ITA No. 5920, 5921 and 5922/Mum./2009

A.Ys. : 2007-08, 2008-09 and 2009-10

Dated : 20-10-2010

 

16. S. 194C and S. 194I — Payment made by an assessee for hiring vehicles for transportation of its employees qualifies for TDS u/s.194C.

Facts :

The assessee entered into agreements with various transport service providers. Under the agreements entered into, the service provider was to provide transport service at particular locations for transportation of the assessee’s employees to different destinations and locations mentioned in the agreement. The transport service provider had to provide vehicles along with the requisite staff and relevant facilities, full maintenance and repairs of vehicles, etc.

The assessee deducted income-tax u/s.194C on payments made under the above-referred agreements. The Assessing Officer was of the view that the payments under the above-referred agreements were covered by provisions of S. 194I. The AO held the assessee to be in default as per provisions of S. 201(1) and also charged interest u/s.201(1A) for all the assessment years.

Aggrieved, the assessee preferred an appeal to CIT(A) who held the contract entered by the assessee with the transport service provider to be covered by Explanation 3 to S. 194C. He held the assessee should not be treated as an assessee in default u/s.201(1) as well as also not liable for levy of interest u/s.201(1A).

Aggrieved, the Revenue preferred an appeal to the Tribunal.

Held :

The Tribunal upon going through the agreements entered by the assessee noted that the assessee was not required to provide anything, but was availing the services of the transport for picking up and dropping of its employees from its offices at different locations to the places of its clients. It observed that though as per the agreements, the vehicles provided for the requirements of the assessee were dedicated but it is not a case of hiring of vehicles only without other facilities. It observed that in the case of the assessee, all the facilities along with the vehicles were to be provided by the transport service provider and he was under the obligation to replace the vehicles as well as the driver and other staff after running certain hours. It also noted that each vehicle was provided appropriate number of drivers and time directives to enable the vehicle to be operated 24 hours a day and 7 days per week. The service provider was responsible for ensuring all legal and operational obligations. Thus, it was a kind of wet lease, wherein the assessee was utilising the transport services provided by the service provider without making any arrangement of its own, but all the arrangements were the responsibility and obligation of the service provider.
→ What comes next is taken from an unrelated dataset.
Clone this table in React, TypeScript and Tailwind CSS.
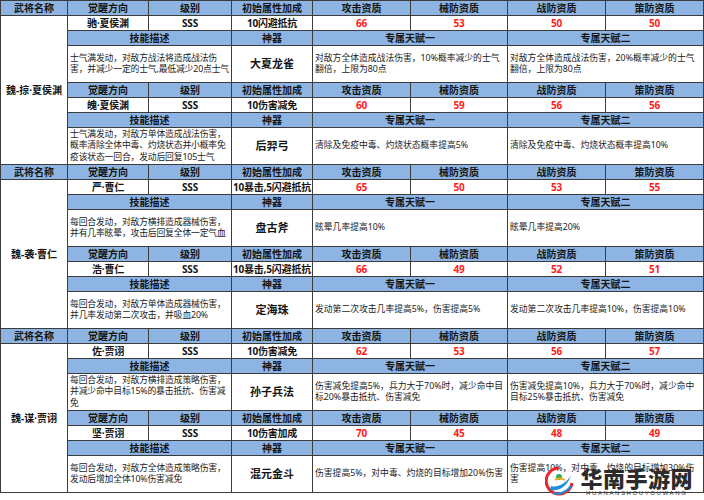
import React from "react";

type Form = {
  title: string;
  level: string;
  bonus: string;
  stats: [number, number, number, number];
  skill: string;
  weapon: string;
  talent1: string;
  talent2: string;
};

type Hero = { name: string; forms: [Form, Form] };

const heroes: Hero[] = [
  {
    name: "魏-掠·夏侯渊",
    forms: [
      {
        title: "驰·夏侯渊",
        level: "SSS",
        bonus: "10闪避抵抗",
        stats: [66, 53, 50, 50],
        skill: "士气满发动，对敌方战法将造成战法伤害，并减少一定的士气,最低减少20点士气",
        weapon: "大夏龙雀",
        talent1: "对敌方全体造成战法伤害，10%概率减少的士气翻倍，上限为80点",
        talent2: "对敌方全体造成战法伤害，20%概率减少的士气翻倍，上限为80点",
      },
      {
        title: "魄·夏侯渊",
        level: "SSS",
        bonus: "10伤害减免",
        stats: [60, 59, 56, 56],
        skill: "士气满发动，对敌方单体造成战法伤害，概率清除全体中毒、灼烧状态并小概率免疫该状态一回合，发动后回复105士气",
        weapon: "后羿弓",
        talent1: "清除及免疫中毒、灼烧状态概率提高5%",
        talent2: "清除及免疫中毒、灼烧状态概率提高10%",
      },
    ],
  },
  {
    name: "魏-袭·曹仁",
    forms: [
      {
        title: "严·曹仁",
        level: "SSS",
        bonus: "10暴击,5闪避抵抗",
        stats: [65, 50, 53, 55],
        skill: "每回合发动，对敌方横排造成器械伤害，并有几率眩晕，攻击后回复全体一定气血",
        weapon: "盘古斧",
        talent1: "眩晕几率提高10%",
        talent2: "眩晕几率提高20%",
      },
      {
        title: "浩·曹仁",
        level: "SSS",
        bonus: "10暴击,5闪避抵抗",
        stats: [66, 49, 52, 51],
        skill: "每回合发动，对敌方单体造成器械伤害，并几率发动第二次攻击，并吸血20%",
        weapon: "定海珠",
        talent1: "发动第二次攻击几率提高5%，伤害提高5%",
        talent2: "发动第二次攻击几率提高10%，伤害提高10%",
      },
    ],
  },
  {
    name: "魏-谋·贾诩",
    forms: [
      {
        title: "佐·贾诩",
        level: "SSS",
        bonus: "10伤害减免",
        stats: [62, 53, 56, 57],
        skill: "每回合发动，对敌方横排造成策略伤害，并减少命中目标15%的暴击抵抗、伤害减免",
        weapon: "孙子兵法",
        talent1: "伤害减免提高5%，兵力大于70%时，减少命中目标20%暴击抵抗、伤害减免",
        talent2: "伤害减免提高10%，兵力大于70%时，减少命中目标25%暴击抵抗、伤害减免",
      },
      {
        title: "坚·贾诩",
        level: "SSS",
        bonus: "10伤害加成",
        stats: [70, 45, 48, 49],
        skill: "每回合发动，对敌方全体造成策略伤害，发动后增加全体10%伤害减免",
        weapon: "混元金斗",
        talent1: "伤害提高5%，对中毒、灼烧的目标增加20%伤害",
        talent2: "伤害提高10%，对中毒、灼烧的目标增加30%伤害",
      },
    ],
  },
];

const statHeads = ["攻击资质", "械防资质", "战防资质", "策防资质"];

function Head({ children, span }: { children: React.ReactNode; span?: string }) {
  return (
    <div className={`${span ?? ""} bg-[#8db4e2] flex items-center justify-center text-[10px] font-bold text-[#141414] leading-none`}>
      {children}
    </div>
  );
}

function Val({ children, red }: { children: React.ReactNode; red?: boolean }) {
  return (
    <div
      className={`bg-white flex items-center justify-center whitespace-nowrap tracking-[-0.2px] text-[10px] font-bold leading-none ${
        red ? "text-[#ff1a1a]" : "text-[#141414]"
      }`}
    >
      {children}
    </div>
  );
}

function Desc({ children, span, tight }: { children: React.ReactNode; span: string; tight?: boolean }) {
  return (
    <div
      className={`${span} bg-white flex items-center text-[8.8px] leading-[11.5px] text-[#1a1a1a] ${
        tight ? "pl-[2px] pr-0 tracking-[-0.15px]" : "pl-[2px] pr-[1px]"
      }`}
    >
      <p>{children}</p>
    </div>
  );
}

function FormRows({ form, first }: { form: Form; first: boolean }) {
  return (
    <>
      {!first && (
        <>
          <Head>觉醒方向</Head>
          <Head>级别</Head>
          <Head>初始属性加成</Head>
          {statHeads.map((h) => (
            <Head key={h}>{h}</Head>
          ))}
        </>
      )}
      <Val>{form.title}</Val>
      <Val>{form.level}</Val>
      <Val>{form.bonus}</Val>
      {form.stats.map((s, i) => (
        <Val key={i} red>
          {s}
        </Val>
      ))}
      <Head span="col-span-2">技能描述</Head>
      <Head>神器</Head>
      <Head span="col-span-2">专属天赋一</Head>
      <Head span="col-span-2">专属天赋二</Head>
      <Desc span="col-span-2" tight>
        {form.skill}
      </Desc>
      <div className="bg-white flex items-center justify-center text-[11px] font-bold text-[#141414]">{form.weapon}</div>
      <Desc span="col-span-2">{form.talent1}</Desc>
      <Desc span="col-span-2">{form.talent2}</Desc>
    </>
  );
}

function Section({ hero }: { hero: Hero }) {
  return (
    <div className="grid grid-cols-[66px_80px_82px_80px_97px_96px_97px_97px] grid-rows-[14px_14px_14px_36px_14px_14px_14px_36px] gap-px">
      <Head>武将名称</Head>
      <Head>觉醒方向</Head>
      <Head>级别</Head>
      <Head>初始属性加成</Head>
      {statHeads.map((h) => (
        <Head key={h}>{h}</Head>
      ))}
      <div className="row-span-7 bg-white flex items-center justify-center whitespace-nowrap text-[10px] font-bold text-[#141414]">
        {hero.name}
      </div>
      <FormRows form={hero.forms[0]} first />
      <FormRows form={hero.forms[1]} first={false} />
    </div>
  );
}

function Watermark() {
  return (
    <div className="absolute right-[11px] bottom-[3px] flex items-center gap-[5px] pointer-events-none">
      <svg width="30" height="31" viewBox="0 0 30 31">
        <path d="M14 2 A13 13 0 1 0 27 17" fill="none" stroke="#e8262b" strokeWidth="3" />
        <path d="M6 20 C12 22 20 18 26 10 C22 20 14 26 5 24 Z" fill="#1d8fd6" />
        <path d="M8 27 C14 29 22 26 26 20" fill="none" stroke="#1d8fd6" strokeWidth="2" />
        <circle cx="14" cy="11" r="3" fill="#2bb24c" />
        <path d="M10 14 C12 12 17 12 20 14" fill="none" stroke="#f5a623" strokeWidth="2" />
      </svg>
      <div className="flex flex-col items-center">
        <span className="text-[22px] leading-[22px] font-black text-[#2b2b2b] tracking-[0.5px]">华南手游网</span>
        <span className="text-[6px] leading-[8px] text-[#333] tracking-[1.6px] font-['Liberation_Sans',sans-serif]">
          HUANANSHOUYOUWANG
        </span>
      </div>
    </div>
  );
}

export default function App() {
  return (
    <div className="relative w-[704px] h-[500px] bg-white overflow-hidden font-['Noto_Sans','Noto_Sans_CJK_SC',sans-serif]">
      <div className="flex flex-col gap-px bg-[#3c3c3c] border border-[#3c3c3c] w-[704px]">
        {heroes.map((h) => (
          <Section key={h.name} hero={h} />
        ))}
      </div>
      <Watermark />
    </div>
  );
}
The Tribunal noted that the CBDT has in para 8(ii) of Circular No. 681, dated 8-3-1994 clarified that transport contract would be in addition to contract for transportation of loading and unloading of goods; also covers contracts for plying buses, ferried, etc. along with the staff. It noted that the Board has also considered this issue in Circular No. 558, dated 28-3-1990 in paragraph 3. It also noted that in Circular No. 715, dated 8-8-1992 the CBDT has in answer to question no. 6 clarified that the provisions of S. 194C shall apply when a plane or a bus or any other mode of transport is chartered by one of the entities mentioned in S. 194C of the Act. It held that the classification of vehicles as Plant for the purposes of claiming depreciation cannot be stretched to determine the nature of services provided which is otherwise clear from the agreement between the parties. It noted the observations of the Bombay High Court in the case of Indian National Ship Owners Association and Others v CIT, (TDS).

Upon going through paragraphs 56.2 and 56.3 of Circular No. 3 of 2008, dated 12-3-2007 dealing with Explanatory notes on provisions of the Finance Act, 2007, it held that the provisions of S. 194I are confined to payment for rent on hiring of land or building including factory building, furniture or fittings, but not for transport vehicle and other mode of transportation, particularly when the same is in the nature of providing and availing transport services. It also held that the expression plant and machinery used in explanation to S. 194I refers to only plant and machinery used by the assessee in the business of hiring them, but not the hiring of transport service.

The appeal filed by the Revenue was dismissed.